Israeli police sealed off the Jerusalem family home of a Palestinian gunman on Sunday, two days after he killed seven people outside a synagogue, as fears grew of escalation in the deadliest unrest for years in Jerusalem and the West Bank.
Prime Minister Benjamin Netanyahu announced plans to make it easier for Israelis to carry guns after the synagogue attack, the deadliest against Jews in the Jerusalem area since 2008. It came a day after the deadliest Israeli military raid for years in the West Bank city of Jenin.
On Saturday, a 13-year-old Palestinian boy shot at a group of Israeli civilians in Jerusalem, wounding two before one of them shot and wounded him. On Sunday, residents of a Palestinian village outside Ramallah in the West Bank said a group from a nearby Israeli settlement had burned one house and smashed doors and windows of another.
Netanyahu said making it easier for Israelis to get permits to carry guns would reduce violence: "We have seen, time and again ... that heroic, armed and trained civilians save lives."
Israeli authorities welded shut the doors and sealed the windows of the family home of Friday's synagogue shooter, whose grandfather, the family said, was killed by an Israeli 25 years ago.
Netanyahu's government also allowed the family house of Saturday's 13-year-old shooter to be sealed even though no one had been killed, changing a standing policy.
Further steps were announced to strengthen settlements in the occupied West Bank, and to revoke the residency rights of relatives of Palestinians who carry out attacks.
"While we will not hesitate to act against terrorism, we wish to regain calm and stability on the ground," said Defence Minister Yoav Gallant after a security assessment in the West Bank.
U.S. Secretary of State Antony Blinken is due in Jerusalem and the West Bank this week for his first visit since Netanyahu returned to power at the helm of a coalition that includes the far right.
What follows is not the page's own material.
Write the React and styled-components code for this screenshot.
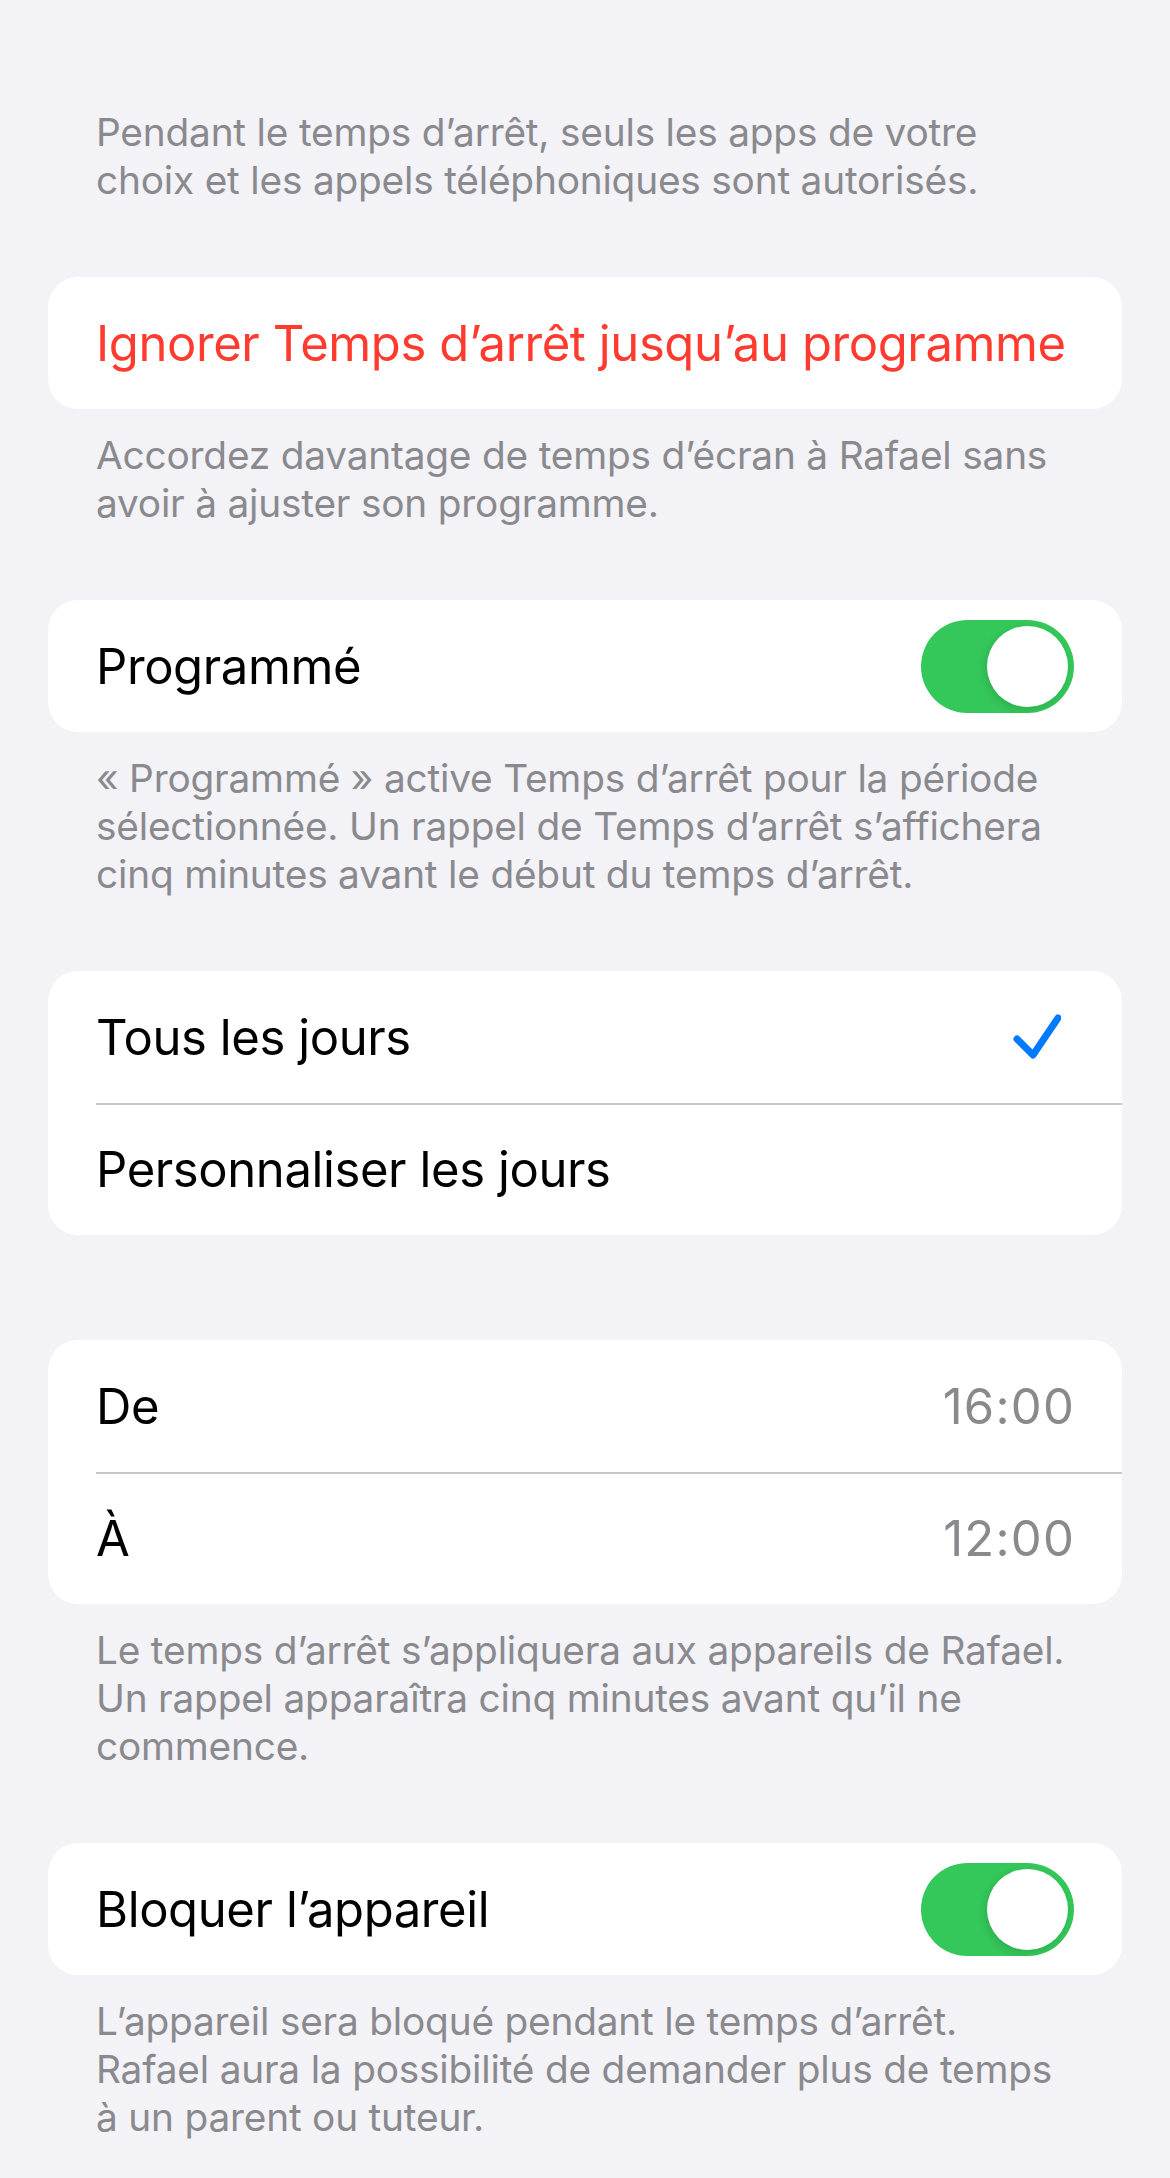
import styled, { createGlobalStyle } from "styled-components";

const GlobalStyle = createGlobalStyle`
  html, body {
    margin: 0;
    padding: 0;
    background: #f2f2f7;
  }
  body {
    font-family: Inter, "Noto Sans", "Liberation Sans", sans-serif;
    -webkit-font-smoothing: antialiased;
  }
`;

const Page = styled.div`
  width: 1170px;
  min-height: 2178px;
  box-sizing: border-box;
  padding: 108px 48px 0;
  background: #f2f2f7;
`;

const Footer = styled.p`
  margin: ${(p) => (p.$first ? "0" : "22px")} 0 0;
  padding: 0 48px;
  font-size: 38.8px;
  line-height: 48px;
  letter-spacing: -0.2px;
  color: #8a8a8e;
`;

const Card = styled.div`
  margin-top: ${(p) => p.$gap ?? 73}px;
  background: #fff;
  border-radius: 30px;
  overflow: hidden;
`;

const Row = styled.div`
  position: relative;
  height: 132px;
  display: flex;
  align-items: center;
  justify-content: space-between;
  padding: 0 48px;
  font-size: 49px;
  letter-spacing: -0.4px;
  white-space: nowrap;
  color: ${(p) => (p.$danger ? "#ff3b30" : "#000")};

  & + &::before {
    content: "";
    position: absolute;
    top: 0;
    left: 48px;
    right: 0;
    height: 1.5px;
    background: #c8c8cc;
  }
`;

const Value = styled.span`
  color: #8a8a8e;
  letter-spacing: 1.2px;
  margin-right: -1px;
`;

const Track = styled.div`
  width: 153px;
  height: 93px;
  border-radius: 47px;
  background: #34c759;
  display: flex;
  align-items: center;
  justify-content: ${(p) => (p.$on ? "flex-end" : "flex-start")};
  padding: 0 6px;
  box-sizing: border-box;
`;

const Thumb = styled.div`
  width: 81px;
  height: 81px;
  border-radius: 50%;
  background: #fff;
  box-shadow: -2px 3px 8px rgba(0, 0, 0, 0.12);
`;

const Check = styled.svg`
  width: 48px;
  height: 48px;
  margin-right: 13px;
`;

const Toggle = ({ on = true }) => (
  <Track $on={on}>
    <Thumb />
  </Track>
);

const CheckMark = () => (
  <Check viewBox="0 0 48 48">
    <path
      d="M4 26 L20 42 L45 5"
      fill="none"
      stroke="#007aff"
      strokeWidth="7"
      strokeLinecap="round"
      strokeLinejoin="round"
    />
  </Check>
);

export default function App() {
  return (
    <>
      <GlobalStyle />
      <Page>
        <Footer $first>
          Pendant le temps d’arrêt, seuls les apps de votre choix et les appels téléphoniques sont autorisés.
        </Footer>

        <Card>
          <Row $danger>Ignorer Temps d’arrêt jusqu’au programme</Row>
        </Card>
        <Footer>
          Accordez davantage de temps d’écran à Rafael sans avoir à ajuster son programme.
        </Footer>

        <Card>
          <Row>
            Programmé
            <Toggle on />
          </Row>
        </Card>
        <Footer>
          « Programmé » active Temps d’arrêt pour la période sélectionnée. Un rappel de Temps d’arrêt s’affichera cinq minutes avant le début du temps d’arrêt.
        </Footer>

        <Card>
          <Row>
            Tous les jours
            <CheckMark />
          </Row>
          <Row>Personnaliser les jours</Row>
        </Card>

        <Card $gap={105}>
          <Row>
            De
            <Value>16:00</Value>
          </Row>
          <Row>
            À
            <Value>12:00</Value>
          </Row>
        </Card>
        <Footer>
          Le temps d’arrêt s’appliquera aux appareils de Rafael. Un rappel apparaîtra cinq minutes avant qu’il ne commence.
        </Footer>

        <Card>
          <Row>
            Bloquer l’appareil
            <Toggle on />
          </Row>
        </Card>
        <Footer>
          L’appareil sera bloqué pendant le temps d’arrêt. Rafael aura la possibilité de demander plus de temps à un parent ou tuteur.
        </Footer>
      </Page>
    </>
  );
}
Blinken's visit looks set to be dominated by efforts to prevent the violence spinning out of control.
A Palestinian gunman died on Sunday of wounds from Thursday's raid in Jenin, raising the death toll from that raid to 10, including two civilians. At least 34 Palestinian fighters and civilians have been killed this month in West Bank clashes with Israeli security forces.
Last year was the deadliest in more than a decade for West Bank Palestinian civilians and militants, with violence steadily escalating following a spate of lethal Palestinian attacks in Israel.
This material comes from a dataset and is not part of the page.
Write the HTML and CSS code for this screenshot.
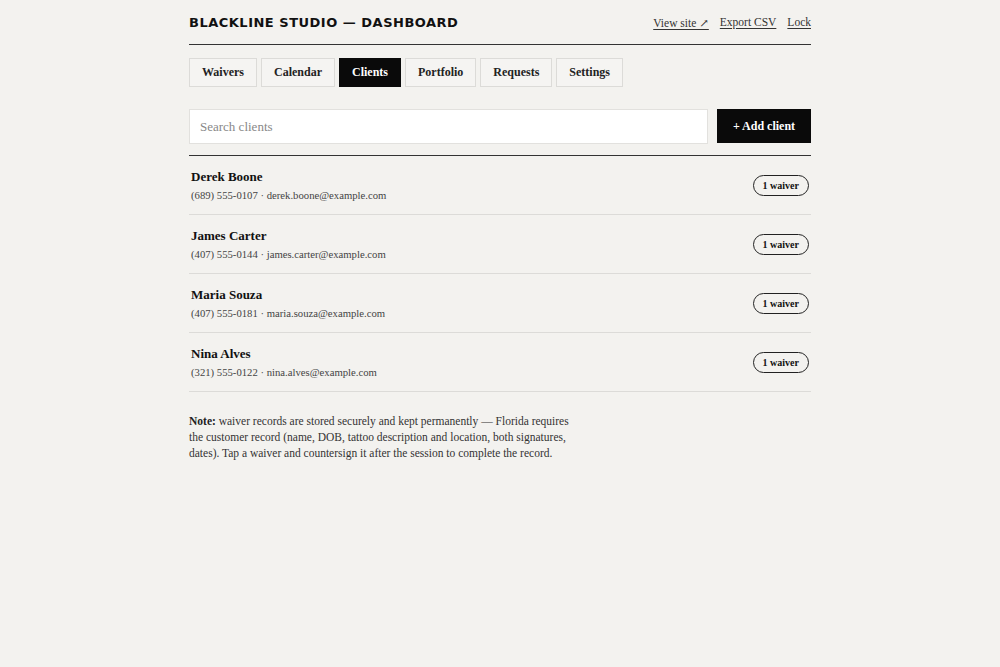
FILE: index.html
```html
<!DOCTYPE html>
<html lang="en">
<head>
    <meta charset="UTF-8">
    <title>Blackline Studio — Dashboard</title>
    <link rel="stylesheet" href="styles.css">
</head>
<body>
<div class="wrap">
    <div class="topbar">
        <h1 class="brand">BLACKLINE STUDIO — DASHBOARD</h1>
        <div class="toplinks">
            <a href="#">View site ↗</a>
            <a href="#">Export CSV</a>
            <a href="#">Lock</a>
        </div>
    </div>

    <div class="tabs">
        <button class="tab">Waivers</button>
        <button class="tab">Calendar</button>
        <button class="tab active">Clients</button>
        <button class="tab">Portfolio</button>
        <button class="tab">Requests</button>
        <button class="tab">Settings</button>
    </div>

    <div class="searchrow">
        <input class="search" type="text" placeholder="Search clients">
        <button class="addbtn">+ Add client</button>
    </div>

    <ul class="clients">
        <li class="client">
            <div>
                <div class="cname">Derek Boone</div>
                <div class="cmeta">(689) 555-0107 · derek.boone@example.com</div>
            </div>
            <span class="pill">1 waiver</span>
        </li>
        <li class="client">
            <div>
                <div class="cname">James Carter</div>
                <div class="cmeta">(407) 555-0144 · james.carter@example.com</div>
            </div>
            <span class="pill">1 waiver</span>
        </li>
        <li class="client">
            <div>
                <div class="cname">Maria Souza</div>
                <div class="cmeta">(407) 555-0181 · maria.souza@example.com</div>
            </div>
            <span class="pill">1 waiver</span>
        </li>
        <li class="client">
            <div>
                <div class="cname">Nina Alves</div>
                <div class="cmeta">(321) 555-0122 · nina.alves@example.com</div>
            </div>
            <span class="pill">1 waiver</span>
        </li>
    </ul>

    <p class="note"><b>Note:</b> waiver records are stored securely and kept permanently — Florida requires
        the customer record (name, DOB, tattoo description and location, both signatures,
        dates). Tap a waiver and countersign it after the session to complete the record.</p>
</div>
</body>
</html>
```

FILE: styles.css
```css
body{
    margin: 0;
    background: #f3f2ef;
    color: #111;
    font-family: "Liberation Serif", "DejaVu Serif", serif;
}
.wrap{
    width: 622px;
    margin: 0 auto;
    padding-top: 15px;
}
.topbar{
    display: flex;
    justify-content: space-between;
    align-items: center;
    padding-bottom: 14px;
    border-bottom: 1.5px solid #333;
}
.brand{
    margin: 0;
    font-family: "DejaVu Sans", sans-serif;
    font-size: 13px;
    font-weight: bold;
    letter-spacing: 0.5px;
    color: #111;
}
.toplinks{
    display: flex;
    gap: 11px;
    font-size: 11.5px;
}
.toplinks a{
    color: #333;
    text-decoration: underline;
    text-underline-offset: 2px;
}
.tabs{
    display: flex;
    gap: 4px;
    margin-top: 13px;
}
.tab{
    font-family: inherit;
    font-size: 12px;
    font-weight: bold;
    color: #222;
    background: #f5f4f2;
    border: 1px solid #dcdbd8;
    padding: 0 12px;
    height: 29px;
}
.tab.active{
    background: #0a0a0a;
    color: #fff;
    border-color: #0a0a0a;
}
.searchrow{
    display: flex;
    gap: 9px;
    margin-top: 22px;
    padding-bottom: 11px;
    border-bottom: 1.5px solid #333;
}
.search{
    flex: 1;
    height: 35px;
    box-sizing: border-box;
    border: 1px solid #e2e1de;
    background: #fff;
    padding: 0 10px;
    font-family: inherit;
    font-size: 13px;
}
.search::placeholder{
    color: #888;
}
.addbtn{
    width: 94px;
    height: 34px;
    background: #0a0a0a;
    color: #fff;
    border: none;
    font-family: inherit;
    font-size: 12px;
    font-weight: bold;
}
.clients{
    list-style: none;
    margin: 0;
    padding: 0;
}
.client{
    display: flex;
    justify-content: space-between;
    align-items: center;
    height: 58px;
    padding: 0 2px;
    border-bottom: 1px solid #dcdbd8;
}
.cname{
    font-size: 13px;
    font-weight: bold;
}
.cmeta{
    font-size: 10.7px;
    color: #444;
    margin-top: 4px;
}
.pill{
    font-size: 10px;
    font-weight: bold;
    border: 1px solid #222;
    border-radius: 12px;
    padding: 4px 9px;
}
.note{
    margin: 21px 0 0;
    width: 392px;
    font-size: 11.5px;
    line-height: 16px;
    color: #333;
}
.note b{
    color: #222;
}
```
The rise in violence, together with investor jitters over the government's plans to change the judicial system, sent stocks in Tel Aviv falling on Sunday, analysts said.
CHALLENGE
Friday's synagogue shooting presents a challenge to Netanyahu, who returned to power in December at the head of the most right-wing government in Israeli history, promising to make Israelis safer after Palestinian street attacks last year.
Sworn in a month ago, Netanyahu's government has prioritised settlement-building on lands the Palestinians seek for a state, though it has not yet taken major steps on the ground. Most world powers consider as illegal Israel's settlements in the West Bank and East Jerusalem, land it captured in the 1967 war.
Awad Abu Samra, whose brother's house in the village of Turmus Ayya was damaged on Sunday, said Israeli settlers were now attacking local farmers "almost every week or so".
"They attack anything that belongs to the Palestinians."
The Israeli military said on Saturday it was sending additional troops into the West Bank, although there was no sign Israel was preparing for a large-scale military operation.
Palestinian President Mahmoud Abbas has not commented on Friday's attack and on Saturday blamed Israel for the violence. Police said the gunman, who was shot dead by officers as he tried to flee the scene, had apparently acted alone.